Na época, o século XIX, no Brasil, ou só no Rio Grande do Sul, havia dois tipos de pessoas que destoavam dos valores da época, que não os aceitavam, que os invalidavam como valor absoluto: os antiescravistas, que sempre existiram, e os escravos.

Sim, os escravos sempre souberam do horror a que estavam submetidos. Sempre souberam que aquilo era inaceitável, horrendo, infame. Sim, negros também chegaram a ter escravos no Brasil. Esse é o tipo do argumento estúpido e racista que tenta transformar a perversão do sistema em sistema total de perversão normalizada. Na desesperada tentativa de bloquear as cotas e de evitar que o Brasil salde sua dívida histórica com os negros, relativistas e universalistas, por corporativismo, racismo ou maldade, agarram-se ao falso universal como expressão particular dos seus interesses.

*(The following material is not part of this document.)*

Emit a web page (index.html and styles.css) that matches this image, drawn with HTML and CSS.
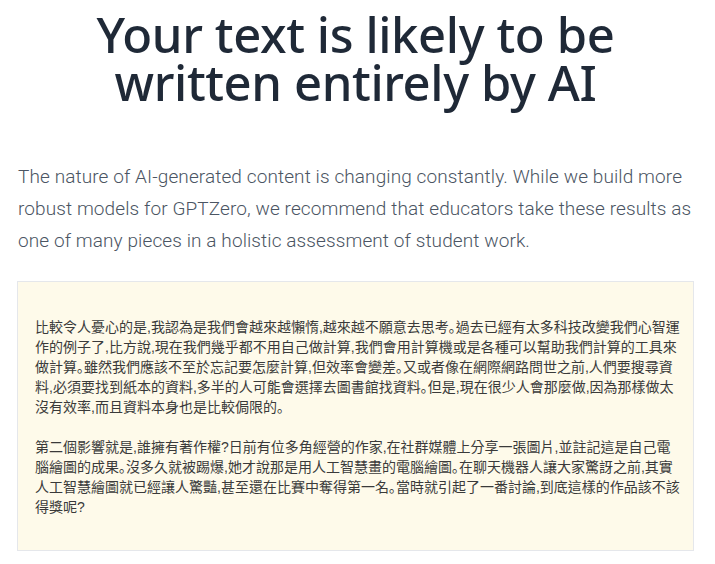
FILE: index.html
```html
<!DOCTYPE html>
<html lang="en">
<head>
<meta charset="utf-8">
<title>GPTZero result</title>
<link rel="stylesheet" href="styles.css">
</head>
<body>
<main class="page">
  <h1 class="title">Your text is likely to be<br>written entirely by AI</h1>
  <p class="note">The nature of AI-generated content is changing constantly. While we build more robust models for GPTZero, we recommend that educators take these results as one of many pieces in a holistic assessment of student work.</p>
  <div class="doc">
    <p class="doc-para">比較令人憂心的是,我認為是我們會越來越懶惰,越來越不願意去思考｡過去已經有太多科技改變我們心智運<br>作的例子了,比方說,現在我們幾乎都不用自己做計算,我們會用計算機或是各種可以幫助我們計算的工具來<br>做計算｡雖然我們應該不至於忘記要怎麼計算,但效率會變差｡又或者像在網際網路問世之前,人們要搜尋資<br>料,必須要找到紙本的資料,多半的人可能會選擇去圖書館找資料｡但是,現在很少人會那麼做,因為那樣做太<br>沒有效率,而且資料本身也是比較侷限的｡</p>
    <p class="doc-para">第二個影響就是,誰擁有著作權?日前有位多角經營的作家,在社群媒體上分享一張圖片,並註記這是自己電<br>腦繪圖的成果｡沒多久就被踢爆,她才說那是用人工智慧畫的電腦繪圖｡在聊天機器人讓大家驚訝之前,其實<br>人工智慧繪圖就已經讓人驚豔,甚至還在比賽中奪得第一名｡當時就引起了一番討論,到底這樣的作品該不該<br>得獎呢?</p>
  </div>
</main>
</body>
</html>
```
FILE: styles.css
```css
html, body {
  margin: 0;
  padding: 0;
  background: #ffffff;
}

.page {
  padding: 0 21px 0 17px;
}

.title {
  margin: 10px 0 0 0;
  font-family: "Noto Sans", "Open Sans", sans-serif;
  font-weight: 500;
  font-size: 49px;
  line-height: 48px;
  text-align: center;
  color: #1f2937;
  letter-spacing: -0.4px;
}

.note {
  margin: 55px 0 0 1px;
  font-family: Roboto, "Noto Sans", sans-serif;
  font-weight: 300;
  font-size: 19px;
  line-height: 32px;
  letter-spacing: 0.1px;
  color: #4b5563;
}

.doc {
  margin-top: 24px;
  border: 1px solid #e5e7eb;
  background: #fefaea;
  padding: 35px 16px 33px 17px;
}

.doc-para {
  margin: 0;
  white-space: nowrap;
  font-family: "Liberation Sans", "Noto Sans CJK TC", sans-serif;
  font-size: 14px;
  line-height: 20px;
  color: #3a3a3a;
}

.doc-para + .doc-para {
  margin-top: 20px;
}
```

Curiosamente muito dos que negam compensações por  meio de cotas vivem pedindo compensações para seus negócios sempre que se sentem em desvantagem nalguma disputa econômica na parte de cima da tabela. Como dizia o sociólogo Pierre Bourdieu, tudo é campo. E campo é espaço estruturado, de conflito, com dominantes e dominados. O Brasil está vivendo, com acertos e erros, lentamente, o seu momento de transição em relação ao passado escravista e racista, pelas cotas, assim com em relação ao passado ditatorial recente, pela Comissão da Verdade, e, por fim, em relação à corrupção e ao caciquismo na política, com o julgamento do mensalão pelo STF. Não deixa de ser emblemático, embora meramente simbólico, que o condutor, neste último caso, do processo de releitura de nossas infâmias seja o ministro Joaquim Barbosa, um negro. Essa página terá de se completar, para desespero dos que só pensam ideologicamente, no sentido vulgar dessa palavra, com o julgamento do mensalão mineiro. A mídia, que sempre infantiliza os acontecimentos capitais, já reduziu tudo a heróis e vilões. Esse é um procedimento novelesco simplista. Não há heróis nem vilões. Há jogo de força e transfiguração. Ampliação do campo da luta.

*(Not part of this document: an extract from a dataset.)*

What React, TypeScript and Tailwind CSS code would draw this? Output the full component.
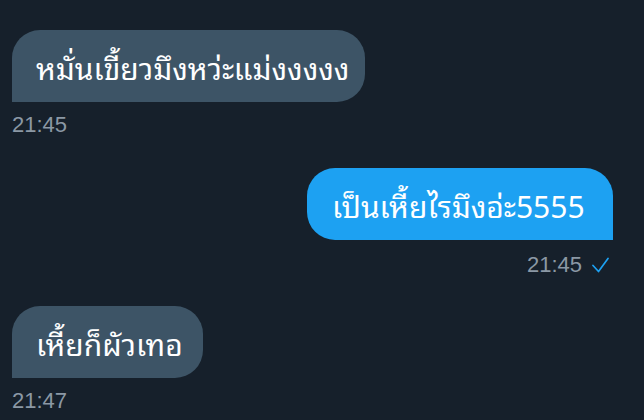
import React from "react";

export default function App() {
  return (
    <div className="w-[644px] h-[420px] bg-[#16202b] overflow-hidden flex flex-col pt-[30px] px-3">
      <div className="flex flex-col items-start">
        <div className="h-[72px] w-[353px] flex items-center pl-6 bg-[#3d5466] text-white text-[30px] rounded-[28px] rounded-bl-none whitespace-nowrap font-['Noto_Sans_Thai_Looped','Noto_Sans_Thai','Noto_Sans',sans-serif]">
          หมั่นเขี้ยวมึงหว่ะแม่งงงงง
        </div>
        <div className="mt-[11px] h-6 leading-6 text-[22px] text-[#8b98a5] font-['Liberation_Sans',Arial,sans-serif]">
          21:45
        </div>
      </div>

      <div className="flex flex-col items-end mt-[31px] pr-[19px]">
        <div className="h-[72px] w-[306px] flex items-center pl-[25px] bg-[#1da1f2] text-white text-[30px] rounded-[28px] rounded-br-none whitespace-nowrap font-['Noto_Sans_Thai_Looped','Noto_Sans_Thai','Noto_Sans',sans-serif]">
          เป็นเหี้ยไรมึงอ่ะ5555
        </div>
        <div className="mt-[13px] mr-1 h-6 flex items-center gap-[10px] text-[22px] leading-6 text-[#8b98a5] font-['Liberation_Sans',Arial,sans-serif]">
          <span>21:45</span>
          <svg width="17" height="16" viewBox="0 0 17 16">
            <path d="M1 8.5 L6.5 14.5 L16 1.5" fill="none" stroke="#1da1f2" strokeWidth="1.7" strokeLinecap="round" strokeLinejoin="round" />
          </svg>
        </div>
      </div>

      <div className="flex flex-col items-start mt-[29px]">
        <div className="h-[72px] w-[191px] flex items-center pl-6 bg-[#3d5466] text-white text-[30px] rounded-[28px] rounded-bl-none whitespace-nowrap font-['Noto_Sans_Thai_Looped','Noto_Sans_Thai','Noto_Sans',sans-serif]">
          เหี้ยก็ผัวเทอ
        </div>
        <div className="mt-[11px] h-6 leading-6 text-[22px] text-[#8b98a5] font-['Liberation_Sans',Arial,sans-serif]">
          21:47
        </div>
      </div>
    </div>
  );
}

Estranho mesmo é que os admiradores de Joaquim Barbosa no julgamento do mensalão sejam seus adversários nas cotas e vice-versa. Barbosa não mudou. Cotas e mensalão integram um mesmo movimento. Se mantiver a sua coerência, o Brasil continuará mudando. E ele será odiado e amado alternadamente. As mudanças, contudo, não dependem dele. Ultrapassam-no. As cotas expressam a mudança pós-ditadura que o Brasil não pode mais frear. São o exemplo mais contundente de um novo imaginário. Como tal, devem ser provisórias. De repente, o país resolve atacar o mal pela raiz e dar condições reais de preparação a todos. Antes das cotas, essa ideia nunca passou de enrolação, de argumento para iludir incautos.